Exercise prompt » Establish how many lines in the material include the string "styles" and report it as a lone number.

>> Begin Input

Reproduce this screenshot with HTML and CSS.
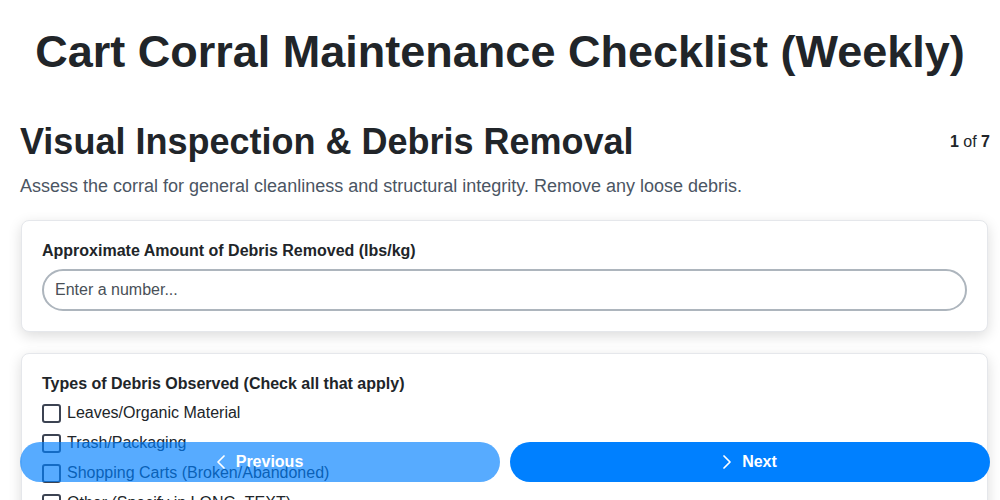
FILE: index.html
```html
<!DOCTYPE html>
<html lang="en">
<head>
  <meta charset="UTF-8">
  <title>Cart Corral Maintenance Checklist (Weekly)</title>
  <link rel="stylesheet" href="styles.css">
</head>
<body>

<h1 class="page-title">Cart Corral Maintenance Checklist (Weekly)</h1>

<div class="page">
  <div class="step-head">
    <h2>Visual Inspection &amp; Debris Removal</h2>
    <span class="step-count"><b>1</b> of <b>7</b></span>
  </div>
  <p class="step-desc">Assess the corral for general cleanliness and structural integrity. Remove any loose debris.</p>

  <!-- Question 1 -->
  <div class="card">
    <label class="q-label" for="debrisAmount">Approximate Amount of Debris Removed (lbs/kg)</label>
    <input type="number" id="debrisAmount" class="text-input" placeholder="Enter a number...">
  </div>

  <!-- Question 2 -->
  <div class="card">
    <div class="q-label tight">Types of Debris Observed (Check all that apply)</div>
    <label class="check-row"><input type="checkbox"><span>Leaves/Organic Material</span></label>
    <label class="check-row"><input type="checkbox"><span>Trash/Packaging</span></label>
    <label class="check-row"><input type="checkbox"><span>Shopping Carts (Broken/Abandoned)</span></label>
    <label class="check-row"><input type="checkbox"><span>Other (Specify in LONG_TEXT)</span></label>
  </div>
</div>

<div class="nav-bar">
  <button class="nav-btn prev" disabled>
    <svg width="8" height="14" viewBox="0 0 8 14" fill="none" stroke="currentColor" stroke-width="1.7" stroke-linecap="round" stroke-linejoin="round"><path d="M7 1 L1 7 L7 13"/></svg>
    Previous
  </button>
  <button class="nav-btn next">
    <svg width="8" height="14" viewBox="0 0 8 14" fill="none" stroke="currentColor" stroke-width="1.7" stroke-linecap="round" stroke-linejoin="round"><path d="M1 1 L7 7 L1 13"/></svg>
    Next
  </button>
</div>

</body>
</html>
```

FILE: styles.css
```css
:root {
  --text: #212529;
  --muted: #4b5563;
  --accent: #0080ff;
  --border: #e5e7eb;
}

html, body {
  overflow: hidden;
}

body {
  font-family: "Liberation Sans", Arial, sans-serif;
  color: var(--text);
  background: #fff;
  margin: 0;
}

.page-title {
  font-size: 45px;
  text-align: center;
  margin: 26px 0 0;
  line-height: 52px;
}

.page {
  padding: 0 10px 80px 20px;
}

.step-head {
  display: flex;
  justify-content: space-between;
  align-items: center;
  margin-top: 43px;
}

.step-head h2 {
  font-size: 36px;
  line-height: 42px;
  margin: 0;
}

.step-count {
  font-size: 16px;
  color: var(--text);
}

.step-desc {
  font-size: 18px;
  color: var(--muted);
  margin: 13px 0 24px;
  line-height: 20px;
}

.card {
  border: 1px solid var(--border);
  border-radius: 8px;
  padding: 20px;
  margin: 0 2px 21px 1px;
  background: #fff;
  box-shadow: 0 4px 14px rgba(0, 0, 0, 0.14);
  display: flex;
  flex-direction: column;
}

.q-label {
  font-size: 16px;
  font-weight: bold;
  line-height: 19px;
  margin-bottom: 9px;
}

.q-label.tight {
  margin-bottom: 5px;
}

.text-input {
  font-family: inherit;
  font-size: 16px;
  height: 42px;
  box-sizing: border-box;
  padding: 0 11px;
  border: 2px solid #adb5bd;
  border-radius: 999px;
  color: var(--text);
  outline: none;
}

.text-input::placeholder {
  color: #495057;
}

.check-row {
  display: flex;
  align-items: center;
  gap: 6px;
  font-size: 16px;
  height: 30px;
}

.check-row input {
  appearance: none;
  width: 19px;
  height: 19px;
  margin: 0;
  border: 2px solid #3c4352;
  border-radius: 3px;
  background: #fff;
}

.nav-bar {
  position: fixed;
  left: 20px;
  right: 10px;
  bottom: 18px;
  display: flex;
  gap: 10px;
}

.nav-btn {
  flex: 1;
  height: 40px;
  border: none;
  border-radius: 999px;
  background: var(--accent);
  color: #fff;
  font-family: inherit;
  font-size: 16px;
  font-weight: bold;
  display: flex;
  align-items: center;
  justify-content: center;
  gap: 11px;
  cursor: pointer;
}

.nav-btn.prev {
  opacity: 0.66;
  cursor: default;
}
```
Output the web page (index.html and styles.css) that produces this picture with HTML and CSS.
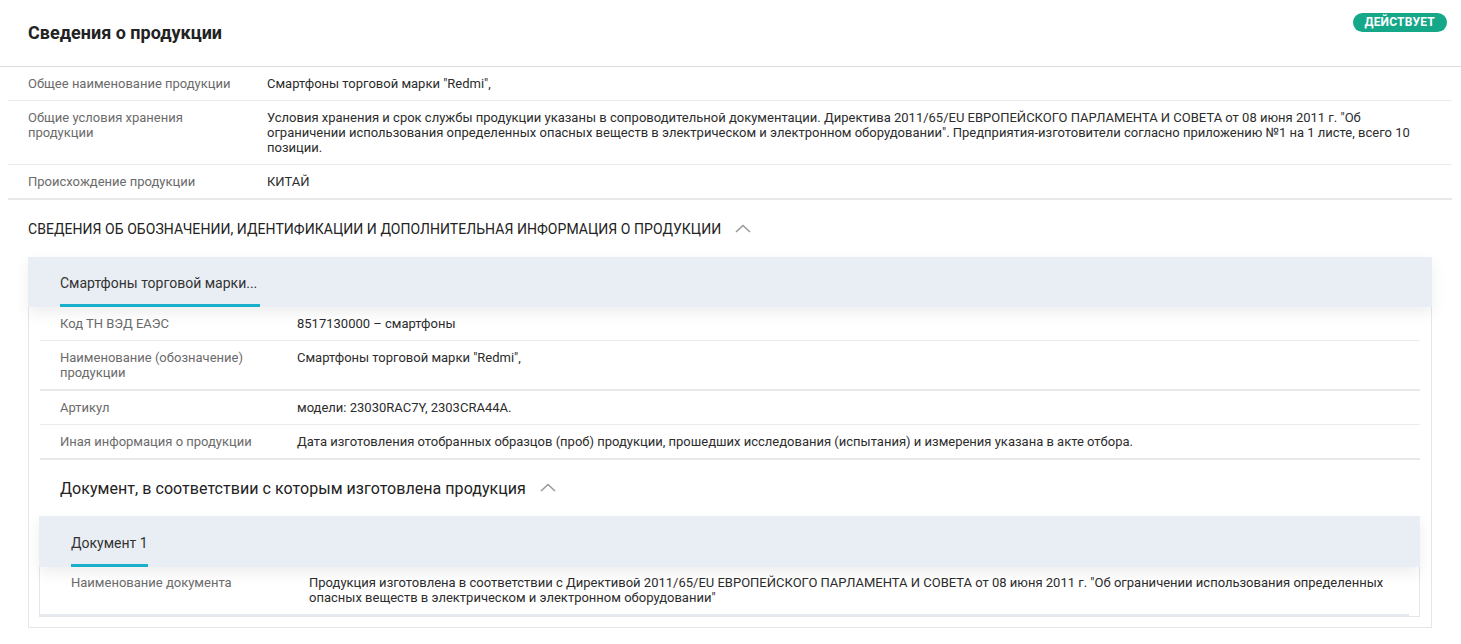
FILE: index.html
```html
<!DOCTYPE html>
<html lang="ru">
<head>
<meta charset="utf-8">
<title>Сведения о продукции</title>
<link rel="stylesheet" href="styles.css">
</head>
<body>
<div class="page">
  <header class="head">
    <h1 class="title">Сведения о продукции</h1>
    <span class="badge">ДЕЙСТВУЕТ</span>
  </header>

  <div class="rows">
    <div class="row">
      <div class="label">Общее наименование продукции</div>
      <div class="value">Смартфоны торговой марки "Redmi",</div>
    </div>
    <div class="row">
      <div class="label">Общие условия хранения продукции</div>
      <div class="value">Условия хранения и срок службы продукции указаны в сопроводительной документации. Директива 2011/65/EU ЕВРОПЕЙСКОГО ПАРЛАМЕНТА И СОВЕТА от 08 июня 2011 г. "Об ограничении использования определенных опасных веществ в электрическом и электронном оборудовании". Предприятия-изготовители согласно приложению №1 на 1 листе, всего 10 позиции.</div>
    </div>
    <div class="row row-last">
      <div class="label">Происхождение продукции</div>
      <div class="value">КИТАЙ</div>
    </div>
  </div>

  <div class="section-head">
    <span>СВЕДЕНИЯ ОБ ОБОЗНАЧЕНИИ, ИДЕНТИФИКАЦИИ И ДОПОЛНИТЕЛЬНАЯ ИНФОРМАЦИЯ О ПРОДУКЦИИ</span>
    <svg class="chev" width="16" height="9" viewBox="0 0 16 9"><polyline points="1,8 8,1.5 15,8" fill="none" stroke="#9a9a9a" stroke-width="1.6"/></svg>
  </div>

  <div class="card">
    <div class="tabs">
      <div class="tab">Смартфоны торговой марки...</div>
    </div>
    <div class="card-body">
      <div class="irow">
        <div class="label">Код ТН ВЭД ЕАЭС</div>
        <div class="value">8517130000 – смартфоны</div>
      </div>
      <div class="irow irow-thick">
        <div class="label">Наименование (обозначение) продукции</div>
        <div class="value">Смартфоны торговой марки "Redmi",</div>
      </div>
      <div class="irow">
        <div class="label">Артикул</div>
        <div class="value">модели: 23030RAC7Y, 2303CRA44A.</div>
      </div>
      <div class="irow irow-thick">
        <div class="label">Иная информация о продукции</div>
        <div class="value">Дата изготовления отобранных образцов (проб) продукции, прошедших исследования (испытания) и измерения указана в акте отбора.</div>
      </div>

      <div class="doc-head">
        <span>Документ, в соответствии с которым изготовлена продукция</span>
        <svg class="chev" width="16" height="9" viewBox="0 0 16 9"><polyline points="1,8 8,1.5 15,8" fill="none" stroke="#9a9a9a" stroke-width="1.6"/></svg>
      </div>

      <div class="doc-card">
        <div class="tabs doc-tabs">
          <div class="tab doc-tab">Документ 1</div>
        </div>
        <div class="doc-body">
          <div class="drow">
            <div class="label">Наименование документа</div>
            <div class="value">Продукция изготовлена в соответствии с Директивой 2011/65/EU ЕВРОПЕЙСКОГО ПАРЛАМЕНТА И СОВЕТА от 08 июня 2011 г. "Об ограничении использования определенных опасных веществ в электрическом и электронном оборудовании"</div>
          </div>
        </div>
      </div>
    </div>
  </div>
</div>
</body>
</html>
```

FILE: styles.css
```css
* { box-sizing: border-box; }

html, body {
  margin: 0;
  padding: 0;
  background: #ffffff;
  font-family: Roboto, "Noto Sans", "Liberation Sans", sans-serif;
  color: #333333;
}

.page {
  width: 1461px;
}

.head {
  height: 67px;
  border-bottom: 1px solid #dcdcdc;
  display: flex;
  align-items: flex-start;
  justify-content: space-between;
  padding: 0 14px 0 28px;
}

.title {
  margin: 0;
  padding-top: 22px;
  font-size: 18px;
  line-height: 22px;
  font-weight: 700;
  color: #222222;
}

.badge {
  margin-top: 13px;
  height: 19px;
  padding: 0 12px;
  border-radius: 10px;
  background: #14a889;
  color: #ffffff;
  font-size: 12px;
  font-weight: 700;
  line-height: 19px;
  letter-spacing: 0.2px;
}

.rows {
  margin: 0 9px 0 8px;
}

.row {
  display: grid;
  grid-template-columns: 239px 1fr;
  padding: 9px 20px 9px 20px;
  border-bottom: 1px solid #ebebeb;
  font-size: 13px;
  line-height: 15px;
}

.row-last {
  border-bottom: 2px solid #e8e8e8;
}

.label {
  color: #6b6b6b;
  padding-right: 16px;
}

.value {
  color: #2c2c2c;
}

.section-head {
  height: 57px;
  padding: 1px 0 0 28px;
  display: flex;
  align-items: center;
  gap: 14px;
  font-size: 14px;
  letter-spacing: 0.05px;
  color: #222222;
}

.chev {
  display: block;
  margin-top: -1px;
}

.card {
  margin: 0 29px 0 28px;
  border: 1px solid #e3e7ec;
  padding-bottom: 10px;
}

.tabs {
  height: 50px;
  background: #e9eef4;
  padding-left: 32px;
  display: flex;
  align-items: flex-end;
  box-shadow: 0 6px 14px rgba(0, 0, 0, 0.07);
  position: relative;
  z-index: 1;
  margin: -1px -1px 0 -1px;
}

.tab {
  font-size: 14px;
  color: #333333;
  line-height: 16px;
  padding: 0 0 13px 0;
  width: 200px;
  border-bottom: 3px solid #1ab0cc;
}

.card-body {
  padding: 0 11px;
}

.irow {
  display: grid;
  grid-template-columns: 237px 1fr;
  padding: 9px 20px 9px 20px;
  border-bottom: 1px solid #ebebeb;
  font-size: 13px;
  line-height: 15px;
}

.irow-thick {
  border-bottom: 2px solid #e8e8e8;
}

.doc-head {
  height: 56px;
  display: flex;
  align-items: center;
  gap: 14px;
  padding-left: 20px;
  font-size: 16px;
  letter-spacing: 0.05px;
  color: #222222;
}

.doc-card {
  margin: 0 0 0 -1px;
  border: 1px solid #e3e7ec;
}

.doc-tabs {
  height: 51px;
  padding-left: 32px;
  margin: -1px -1px 0 -1px;
}

.doc-tab {
  width: 77px;
}

.doc-body {
  padding: 0 10px 0 0;
}

.drow {
  display: grid;
  grid-template-columns: 238px 1fr;
  padding: 8px 20px 9px 31px;
  border-bottom: 2px solid #e6e9ee;
  font-size: 13px;
  line-height: 15px;
}
```
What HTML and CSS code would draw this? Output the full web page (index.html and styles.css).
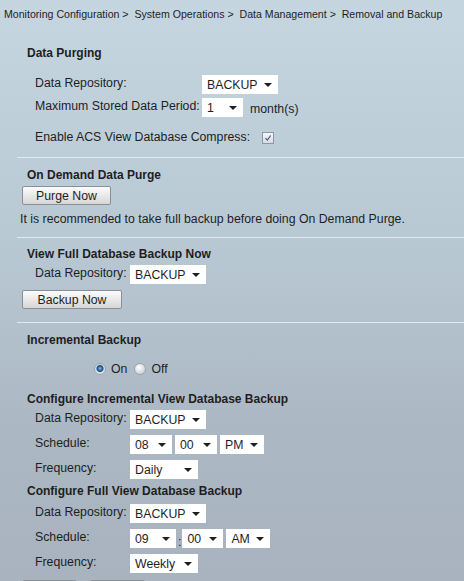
FILE: index.html
```html
<!DOCTYPE html>
<html lang="en">
<head>
    <meta charset="UTF-8">
    <title>Removal and Backup</title>
    <link rel="stylesheet" href="styles.css">
</head>
<body>
    <div class="crumb">Monitoring Configuration &gt;&nbsp; System Operations &gt;&nbsp; Data Management &gt;&nbsp; Removal and Backup</div>

    <div class="section first">
        <div class="title">Data Purging</div>
        <div class="purge-rows">
            <div class="row">
                <span class="label wide">Data Repository:</span>
                <span class="sel w76">BACKUP</span>
            </div>
            <div class="row">
                <span class="label wide">Maximum Stored Data Period:</span>
                <span class="sel w41">1</span>
                <span class="unit">month(s)</span>
            </div>
            <div class="row check-row">
                <span class="label">Enable ACS View Database Compress:</span>
                <span class="check">
                    <svg viewBox="0 0 12 12" width="12" height="12">
                        <path d="M3 6.2 L5.2 8.6 L9.2 3" fill="none" stroke="#4a5670" stroke-width="1.4"/>
                    </svg>
                </span>
            </div>
        </div>
    </div>

    <div class="section demand">
        <div class="title">On Demand Data Purge</div>
        <button class="btn purge">Purge Now</button>
        <p class="note">It is recommended to take full backup before doing On Demand Purge.</p>
    </div>

    <div class="section full-now">
        <div class="title">View Full Database Backup Now</div>
        <div class="row">
            <span class="label">Data Repository:</span>
            <span class="sel w76">BACKUP</span>
        </div>
        <button class="btn backup">Backup Now</button>
    </div>

    <div class="section incr">
        <div class="title">Incremental Backup</div>
        <div class="radios">
            <span class="radio on"></span><span class="radio-label">On</span>
            <span class="radio"></span><span class="radio-label">Off</span>
        </div>

        <div class="title sub">Configure Incremental View Database Backup</div>
        <div class="row">
            <span class="label">Data Repository:</span>
            <span class="sel w76">BACKUP</span>
        </div>
        <div class="row">
            <span class="label">Schedule:</span>
            <span class="sel w42">08</span>
            <span class="sel w42">00</span>
            <span class="sel w44">PM</span>
        </div>
        <div class="row">
            <span class="label">Frequency:</span>
            <span class="sel w68">Daily</span>
        </div>

        <div class="title sub2">Configure Full View Database Backup</div>
        <div class="row">
            <span class="label">Data Repository:</span>
            <span class="sel w76">BACKUP</span>
        </div>
        <div class="row">
            <span class="label">Schedule:</span>
            <span class="sel w46">09</span>
            <span class="colon">:</span>
            <span class="sel w41">00</span>
            <span class="sel w44">AM</span>
        </div>
        <div class="row">
            <span class="label">Frequency:</span>
            <span class="sel w68">Weekly</span>
        </div>

        <div class="actions">
            <button class="btn small"></button>
            <button class="btn small"></button>
        </div>
    </div>
</body>
</html>
```

FILE: styles.css
```css
html {
    background: linear-gradient(to bottom, #c5d6e1 0%, #b9c9d4 40%, #abb7c3 75%, #a8b3bf 100%);
    min-height: 100%;
}
body {
    font-family: "Liberation Sans", Arial, sans-serif;
    font-size: 12.3px;
    line-height: 16px;
    color: #1e1e1e;
    margin: 0;
    padding: 0;
    height: 581px;
    overflow: hidden;
}
.crumb {
    font-size: 10.6px;
    line-height: 14px;
    padding: 7px 0 0 4px;
    height: 15px;
    white-space: nowrap;
}
.section {
    margin-left: 17px;
    border-top: 1px solid #e3eaef;
}
.section.first {
    border-top: none;
    padding-top: 23px;
    height: 112px;
}
.title {
    font-weight: bold;
    font-size: 12px;
    padding-left: 10px;
    white-space: nowrap;
}
.purge-rows {
    margin-top: 14px;
}
.row {
    display: flex;
    align-items: flex-start;
    gap: 3px;
    height: 23px;
    padding-left: 18px;
}
.label {
    width: 92px;
    flex: none;
    white-space: nowrap;
}
.label.wide {
    width: 164px;
}
.check-row {
    margin-top: 8px;
}
.check-row .label {
    width: auto;
}
.check {
    width: 10px;
    height: 10px;
    margin: 3px 0 0 9px;
    border: 1px solid #8d98a4;
    background: linear-gradient(#f4f6f8, #d6dce2);
    display: flex;
    align-items: center;
    justify-content: center;
}
.check svg {
    width: 10px;
    height: 10px;
}
.unit {
    margin: 3px 0 0 4px;
}
.sel {
    position: relative;
    display: inline-block;
    box-sizing: border-box;
    height: 19px;
    margin-top: 0;
    padding: 2px 0 0 5px;
    background: #fff;
    line-height: 16px;
    flex: none;
}
.sel::after {
    content: "";
    position: absolute;
    right: 6px;
    top: 8px;
    border-left: 4px solid transparent;
    border-right: 4px solid transparent;
    border-top: 4px solid #1e1e1e;
}
.w41 { width: 41px; }
.w42 { width: 42px; }
.w44 { width: 44px; }
.w46 { width: 46px; }
.w68 { width: 68px; }
.w76 { width: 76px; }
.colon {
    margin: 5px -2px 0 -1px;
}
.btn {
    display: block;
    box-sizing: border-box;
    height: 19px;
    padding: 0;
    border: 1px solid #8b8f94;
    border-radius: 2px;
    background: linear-gradient(#fbfbfb, #e9e9e9 50%, #d6d6d6);
    font-family: "Liberation Sans", Arial, sans-serif;
    font-size: 12.3px;
    line-height: 16px;
    color: #1e1e1e;
}
.demand {
    padding-top: 9px;
    height: 70px;
}
.purge {
    width: 89px;
    margin: 3px 0 0 5px;
}
.note {
    margin: 6px 0 0 3px;
}
.full-now {
    padding-top: 8px;
    height: 76px;
}
.full-now .row {
    margin-top: 2px;
    height: 24px;
    padding-top: 1px;
}
.backup {
    width: 100px;
    margin: 1px 0 0 5px;
}
.incr {
    padding-top: 9px;
}
.radios {
    display: flex;
    align-items: center;
    margin: 13px 0 0 77px;
    height: 16px;
}
.radio {
    width: 10px;
    height: 10px;
    border-radius: 50%;
    border: 1px solid #9aa3ad;
    background: radial-gradient(circle at 40% 35%, #ffffff, #d2d6da 70%);
    box-sizing: content-box;
}
.radio.on {
    background: radial-gradient(circle at 50% 45%, #8fc0e8 0, #2a6aa8 2px, #1f4f80 3px, #cfd6dd 4px, #eef1f4 6px);
}
.radio-label {
    margin: 0 7px 0 5px;
}
.sub {
    margin-top: 14px;
    height: 19px;
}
.sub2 {
    margin-top: -2px;
    height: 21px;
}
.incr .row {
    height: 25px;
}
.actions {
    display: flex;
    gap: 13px;
    margin: 1px 0 0 5px;
}
.btn.small {
    width: 55px;
}
```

>> End Input

Worked answer » 8